SUPPLIED MATERIAL —
▬▬▬
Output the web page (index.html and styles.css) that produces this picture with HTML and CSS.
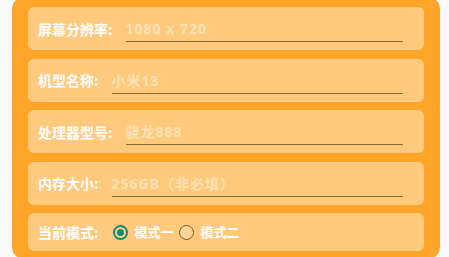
FILE: index.html
```html
<!DOCTYPE html>
<html lang="zh-CN">
<head>
<meta charset="utf-8">
<title>设备信息</title>
<link rel="stylesheet" href="styles.css">
</head>
<body>
<div class="panel">
  <div class="card">
    <span class="label">屏幕分辨率:</span>
    <div class="field">1080 x 720</div>
  </div>
  <div class="card">
    <span class="label">机型名称:</span>
    <div class="field">小米13</div>
  </div>
  <div class="card">
    <span class="label">处理器型号:</span>
    <div class="field">骁龙888</div>
  </div>
  <div class="card">
    <span class="label">内存大小:</span>
    <div class="field">256GB（非必填）</div>
  </div>
  <div class="card card-radio">
    <span class="label">当前模式:</span>
    <div class="radios">
      <span class="radio checked"></span><span class="radio-text">模式一</span>
      <span class="radio"></span><span class="radio-text">模式二</span>
    </div>
  </div>
</div>
</body>
</html>
```

FILE: styles.css
```css
html, body {
  margin: 0;
  padding: 0;
  background: #fafafa;
  overflow: hidden;
}
body {
  width: 449px;
  height: 257px;
  font-family: "Noto Sans CJK SC", "Noto Sans", sans-serif;
  font-weight: 700;
  font-size: 14px;
}
.panel {
  margin: -3px 0 0 12px;
  width: 428px;
  box-sizing: border-box;
  padding: 10px 16px 8px 16px;
  background: #ffa62a;
  border-radius: 12px;
  display: flex;
  flex-direction: column;
  gap: 8.5px;
}
.card {
  height: 43px;
  box-sizing: border-box;
  background: #ffc97e;
  border-radius: 6px;
  display: flex;
  align-items: center;
  padding: 0 21px 0 10px;
}
.card-radio {
  height: 38px;
}
.label {
  color: #ffffff;
  white-space: nowrap;
  line-height: 20px;
}
.field {
  flex: 1;
  margin-left: 13px;
  height: 27px;
  line-height: 27px;
  box-sizing: border-box;
  border-bottom: 1px solid #8e6a35;
  color: #ffe2b4;
  white-space: nowrap;
  font-family: "Noto Sans", "Noto Sans CJK SC", sans-serif;
  letter-spacing: 1px;
}
.radios {
  display: flex;
  align-items: center;
  margin-left: 14px;
}
.radio {
  width: 15px;
  height: 15px;
  box-sizing: border-box;
  border-radius: 50%;
  border: 1.5px solid #7d5a26;
  background: #ffd596;
  display: flex;
  align-items: center;
  justify-content: center;
}
.radio.checked {
  border: 2px solid #148a6c;
}
.radio.checked::after {
  content: "";
  width: 7px;
  height: 7px;
  border-radius: 50%;
  background: #148a6c;
}
.radio-text {
  color: #ffffff;
  font-size: 13px;
  margin-left: 7px;
  margin-right: 5px;
  line-height: 20px;
}
```
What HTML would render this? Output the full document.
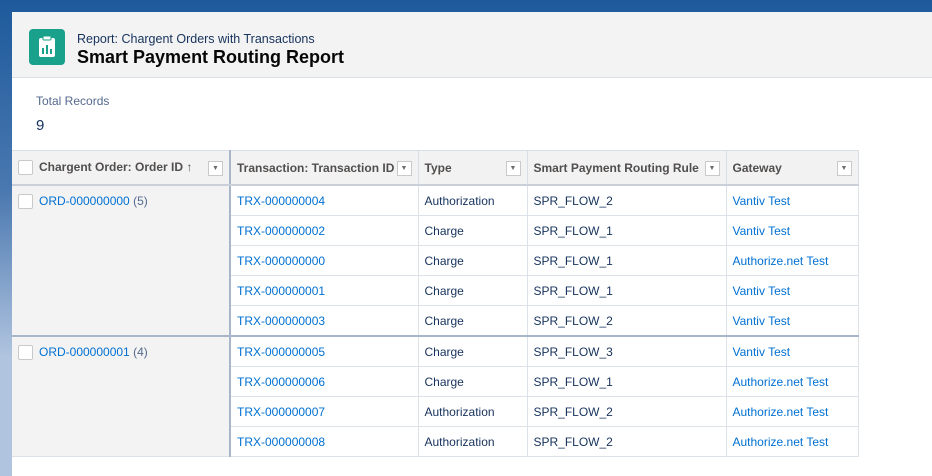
<!DOCTYPE html><html><head><style>
body{margin:0;width:932px;height:476px;overflow:hidden;font-family:"Liberation Sans",sans-serif;background:linear-gradient(180deg,#1d5a9c 0%,#4a78b0 40%,#b0c4df 75%,#b0c4df 100%);position:relative}
.card{position:absolute;left:12px;top:12px;width:920px;height:464px;background:#fff}
.hdr{height:65px;background:#f3f3f3;border-bottom:1px solid #d8dde6;position:relative}
.ic{position:absolute;left:17px;top:17px;width:36px;height:36px;background:#1aa18b;border-radius:4px}
.t1{position:absolute;left:65px;top:20px;font-size:12.5px;color:#16325c}
.t2{position:absolute;left:65px;top:35px;font-size:18px;font-weight:bold;color:#080707}
.tr{position:absolute;left:24px;top:82px;font-size:12px;color:#54698d}
.tn{position:absolute;left:24px;top:105px;font-size:15px;color:#16325c}
table{position:absolute;left:0;top:138px;border-collapse:collapse;font-size:12px;width:846px;table-layout:fixed}
th{height:33px;background:#f3f2f2;color:#514f4d;text-align:left;font-weight:bold;padding:0 6px;border-top:1px solid #d8dde6;border-bottom:2px solid #c9d0da;border-right:1px solid #d8dde6;position:relative;white-space:nowrap}
td{height:29px;padding:0 6px;border-bottom:1px solid #dde1e8;border-right:1px solid #dde1e8;color:#16325c;white-space:nowrap}
td.g{background:#f3f3f3;vertical-align:top;padding-top:8px;border-right:2px solid #a9b6c8;border-bottom:2px solid #a9b6c8}
a{color:#0070d2;text-decoration:none}
.cb{display:inline-block;width:13px;height:13px;border:1px solid #c9c9c9;background:#fff;border-radius:2px;vertical-align:middle;margin-right:6px}
.dd{position:absolute;right:6px;top:10px;width:13px;height:13px;border:1px solid #c9c9c9;background:#fff;font-size:7px;color:#706e6b;text-align:center;line-height:13px}
.bb td.x{border-bottom:2px solid #a9b6c8}
</style></head><body>
<div class="card">
<div class="hdr"><div class="ic"><svg width="36" height="36"><rect x="10" y="9" width="16" height="19" rx="2" fill="#fff"/><rect x="14" y="7" width="8" height="4" rx="1" fill="#fff" stroke="#1aa18b"/><rect x="13" y="19" width="2" height="6" fill="#1aa18b"/><rect x="17" y="16" width="2" height="9" fill="#1aa18b"/><rect x="21" y="20" width="2" height="5" fill="#1aa18b"/></svg></div>
<div class="t1">Report: Chargent Orders with Transactions</div><div class="t2">Smart Payment Routing Report</div></div>
<div class="tr">Total Records</div><div class="tn">9</div>
<table>
<colgroup><col style="width:218px"><col style="width:188px"><col style="width:109px"><col style="width:199px"><col style="width:132px"></colgroup>
<tr><th style="border-right:2px solid #a9b6c8"><span class="cb"></span>Chargent Order: Order ID <span style="font-weight:normal">↑</span><span class="dd">▼</span></th><th>Transaction: Transaction ID<span class="dd">▼</span></th><th>Type<span class="dd">▼</span></th><th>Smart Payment Routing Rule<span class="dd">▼</span></th><th>Gateway<span class="dd">▼</span></th></tr>
<tr><td class="g" rowspan="5"><span class="cb"></span><a>ORD-000000000</a> <span style="color:#54698d">(5)</span></td><td><a>TRX-000000004</a></td><td>Authorization</td><td>SPR_FLOW_2</td><td><a>Vantiv Test</a></td></tr>
<tr><td><a>TRX-000000002</a></td><td>Charge</td><td>SPR_FLOW_1</td><td><a>Vantiv Test</a></td></tr>
<tr><td><a>TRX-000000000</a></td><td>Charge</td><td>SPR_FLOW_1</td><td><a>Authorize.net Test</a></td></tr>
<tr><td><a>TRX-000000001</a></td><td>Charge</td><td>SPR_FLOW_1</td><td><a>Vantiv Test</a></td></tr>
<tr class="bb"><td class="x"><a>TRX-000000003</a></td><td class="x">Charge</td><td class="x">SPR_FLOW_2</td><td class="x"><a>Vantiv Test</a></td></tr>
<tr><td class="g" rowspan="4" style="border-bottom:1px solid #dde1e8"><span class="cb"></span><a>ORD-000000001</a> <span style="color:#54698d">(4)</span></td><td><a>TRX-000000005</a></td><td>Charge</td><td>SPR_FLOW_3</td><td><a>Vantiv Test</a></td></tr>
<tr><td><a>TRX-000000006</a></td><td>Charge</td><td>SPR_FLOW_1</td><td><a>Authorize.net Test</a></td></tr>
<tr><td><a>TRX-000000007</a></td><td>Authorization</td><td>SPR_FLOW_2</td><td><a>Authorize.net Test</a></td></tr>
<tr><td><a>TRX-000000008</a></td><td>Authorization</td><td>SPR_FLOW_2</td><td><a>Authorize.net Test</a></td></tr>
</table>
</div>
</body></html>
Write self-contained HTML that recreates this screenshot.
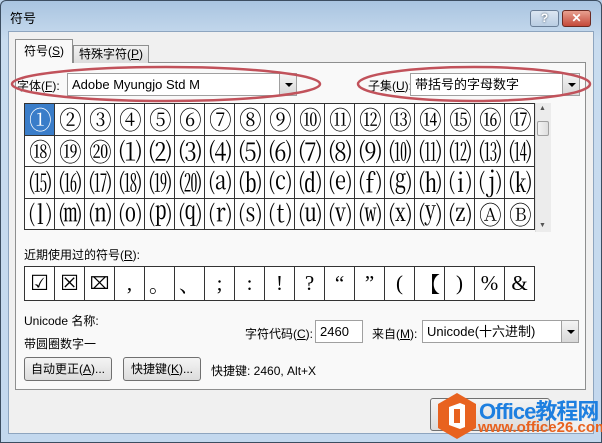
<!DOCTYPE html>
<html><head><meta charset="utf-8"><style>
*{margin:0;padding:0;box-sizing:border-box}
body{width:602px;height:443px;position:relative;overflow:hidden;background:#bcd3ea;font-family:"Liberation Sans","Noto Sans CJK SC",sans-serif;font-size:12px;color:#000}
.a{position:absolute}
.u{text-decoration:underline}
#frame{left:0;top:0;width:602px;height:443px;background:linear-gradient(#a9c4e0,#c9dcef 40px,#c3d8ee);border:1px solid #3c4d60;border-radius:6px 6px 0 0}
#client{left:8px;top:31px;width:586px;height:403px;background:#f0f0f0;border:1px solid #8ea5bf}
.btn{background:linear-gradient(#f4f4f4,#dcdcdc);border:1px solid #707070;border-radius:3px;text-align:center;line-height:22px}
.combo{background:#fff;border:1px solid #a0a0a0;line-height:21px;padding-left:4px;font-size:13px}
.dd{position:absolute;right:0;top:0;width:17px;height:100%;background:linear-gradient(#f4f4f4,#d8d8d8);border-left:1px solid #a0a0a0}
.dd:after{content:"";position:absolute;left:5px;top:9px;border:4px solid transparent;border-top:4px solid #000;border-bottom:0}
table{border-collapse:collapse;table-layout:fixed;background:#fff}
td{border:1px solid #333;text-align:center;padding:0;overflow:hidden;white-space:nowrap}
#g td{width:30px;height:31.5px;font-family:"Noto Serif CJK SC","Liberation Serif",serif;font-size:25px;line-height:30px;letter-spacing:-2px}
#g td span{display:inline-block;transform:scaleX(0.9)}
#r td{width:30px;height:34px;font-family:"Liberation Serif","Noto Serif CJK SC",serif;font-size:21px}
</style></head><body>
<div class="a" id="frame"></div>
<div class="a" style="left:10px;top:8px;font-size:13px">符号</div>
<div class="a" style="left:530px;top:10px;width:29px;height:17px;border:1px solid #6a7f98;border-radius:3px;background:linear-gradient(#dbe6f2,#b9cde3);text-align:center;font-weight:bold;color:#fff;font-size:12px;line-height:15px;text-shadow:0 0 2px #345">?</div>
<div class="a" style="left:562px;top:10px;width:29px;height:17px;border:1px solid #6b2a22;border-radius:3px;background:linear-gradient(#e8a090,#c4493a);text-align:center;font-weight:bold;color:#fff;font-size:12px;line-height:15px">✕</div>
<div class="a" id="client"></div>
<div class="a" style="left:15px;top:62px;width:571px;height:328px;border:1px solid #8e8f8f;background:#f9f9f9"></div>
<div class="a" style="left:73px;top:45px;width:76px;height:18px;border:1px solid #8e8f8f;border-bottom:0;background:linear-gradient(#f2f2f2,#dcdcdc);line-height:17px;text-align:center">特殊字符(<span class="u">P</span>)</div>
<div class="a" style="left:15px;top:39px;width:58px;height:24px;border:1px solid #8e8f8f;border-bottom:0;background:#f9f9f9;line-height:22px;text-align:center">符号(<span class="u">S</span>)</div>

<div class="a" style="left:17px;top:77px">字体(<span class="u">F</span>):</div>
<div class="a combo" style="left:67px;top:73px;width:230px;height:23px">Adobe Myungjo Std M<div class="dd"></div></div>
<div class="a" style="left:368px;top:77px">子集(<span class="u">U</span>):</div>
<div class="a combo" style="left:410px;top:73px;width:170px;height:23px">带括号的字母数字<div class="dd"></div></div>
<svg class="a" style="left:0;top:0" width="602" height="120"><ellipse cx="166" cy="84" rx="154" ry="17" fill="none" stroke="#c1525b" stroke-width="2.5"/><ellipse cx="474" cy="84" rx="116" ry="17" fill="none" stroke="#c1525b" stroke-width="2.5"/></svg>

<table id="g" class="a" style="left:24px;top:103px">
<tr><td style="background:#3a7dc9;color:#fff"><span>①</span></td><td><span>②</span></td><td><span>③</span></td><td><span>④</span></td><td><span>⑤</span></td><td><span>⑥</span></td><td><span>⑦</span></td><td><span>⑧</span></td><td><span>⑨</span></td><td><span>⑩</span></td><td><span>⑪</span></td><td><span>⑫</span></td><td><span>⑬</span></td><td><span>⑭</span></td><td><span>⑮</span></td><td><span>⑯</span></td><td><span>⑰</span></td></tr>
<tr><td><span>⑱</span></td><td><span>⑲</span></td><td><span>⑳</span></td><td><span>⑴</span></td><td><span>⑵</span></td><td><span>⑶</span></td><td><span>⑷</span></td><td><span>⑸</span></td><td><span>⑹</span></td><td><span>⑺</span></td><td><span>⑻</span></td><td><span>⑼</span></td><td><span>⑽</span></td><td><span>⑾</span></td><td><span>⑿</span></td><td><span>⒀</span></td><td><span>⒁</span></td></tr>
<tr><td><span>⒂</span></td><td><span>⒃</span></td><td><span>⒄</span></td><td><span>⒅</span></td><td><span>⒆</span></td><td><span>⒇</span></td><td><span>⒜</span></td><td><span>⒝</span></td><td><span>⒞</span></td><td><span>⒟</span></td><td><span>⒠</span></td><td><span>⒡</span></td><td><span>⒢</span></td><td><span>⒣</span></td><td><span>⒤</span></td><td><span>⒥</span></td><td><span>⒦</span></td></tr>
<tr><td><span>⒧</span></td><td><span>⒨</span></td><td><span>⒩</span></td><td><span>⒪</span></td><td><span>⒫</span></td><td><span>⒬</span></td><td><span>⒭</span></td><td><span>⒮</span></td><td><span>⒯</span></td><td><span>⒰</span></td><td><span>⒱</span></td><td><span>⒲</span></td><td><span>⒳</span></td><td><span>⒴</span></td><td><span>⒵</span></td><td><span>Ⓐ</span></td><td><span>Ⓑ</span></td></tr>
</table>
<div class="a" style="left:535px;top:103px;width:16px;height:129px;background:#ececec;border-left:1px solid #ddd"></div>
<div class="a" style="left:537px;top:121px;width:12px;height:15px;background:linear-gradient(90deg,#f4f4f4,#dedede);border:1px solid #a0a0a0;border-radius:2px"></div>
<div class="a" style="left:539px;top:105px;font-size:7px;color:#555">▲</div>
<div class="a" style="left:539px;top:222px;font-size:7px;color:#555">▼</div>

<div class="a" style="left:24px;top:246px">近期使用过的符号(<span class="u">R</span>):</div>
<table id="r" class="a" style="left:24px;top:266px">
<tr><td>☑</td><td>☒</td><td style="font-size:17px">⌧</td><td>,</td><td>。</td><td>、</td><td>;</td><td>:</td><td>!</td><td>?</td><td>“</td><td>”</td><td>(</td><td>【</td><td>)</td><td>%</td><td>&amp;</td></tr>
</table>

<div class="a" style="left:24px;top:312px">Unicode 名称:</div>
<div class="a" style="left:24px;top:335px">带圆圈数字一</div>
<div class="a" style="left:245px;top:325px">字符代码(<span class="u">C</span>):</div>
<div class="a combo" style="left:315px;top:320px;width:48px;height:23px">2460</div>
<div class="a" style="left:372px;top:325px">来自(<span class="u">M</span>):</div>
<div class="a combo" style="left:422px;top:320px;width:157px;height:23px">Unicode(十六进制)<div class="dd"></div></div>
<div class="a btn" style="left:24px;top:357px;width:88px;height:24px">自动更正(<span class="u">A</span>)...</div>
<div class="a btn" style="left:123px;top:357px;width:78px;height:24px">快捷键(<span class="u">K</span>)...</div>
<div class="a" style="left:211px;top:362px">快捷键: 2460, Alt+X</div>

<div class="a btn" style="left:430px;top:398px;width:120px;height:33px"></div>
<svg class="a" style="left:436px;top:392px" width="42" height="48"><polygon points="21,1 40,12 40,36 21,47 2,36 2,12" fill="#e8621f"/><path d="M13 15 L24 11 L29 13 L29 35 L24 37 L13 33 Z" fill="#fff"/><rect x="18" y="17" width="6" height="14" fill="#e8621f"/></svg>
<div class="a" style="left:479px;top:394px;font-size:22px;font-weight:bold;color:#1d7fe0;letter-spacing:-1px">Office教程网</div>
<div class="a" style="left:478px;top:419px;font-size:15px;font-weight:bold;color:#e8621f">www.office26.com</div>
</body></html>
▬▬▬
AIM OF THE TASK —
Each line that holds the word "Output" should be extracted from the records.

EXERCISE SOLUTION —
Output the web page (index.html and styles.css) that produces this picture with HTML and CSS.
What HTML would render this? Output the full document.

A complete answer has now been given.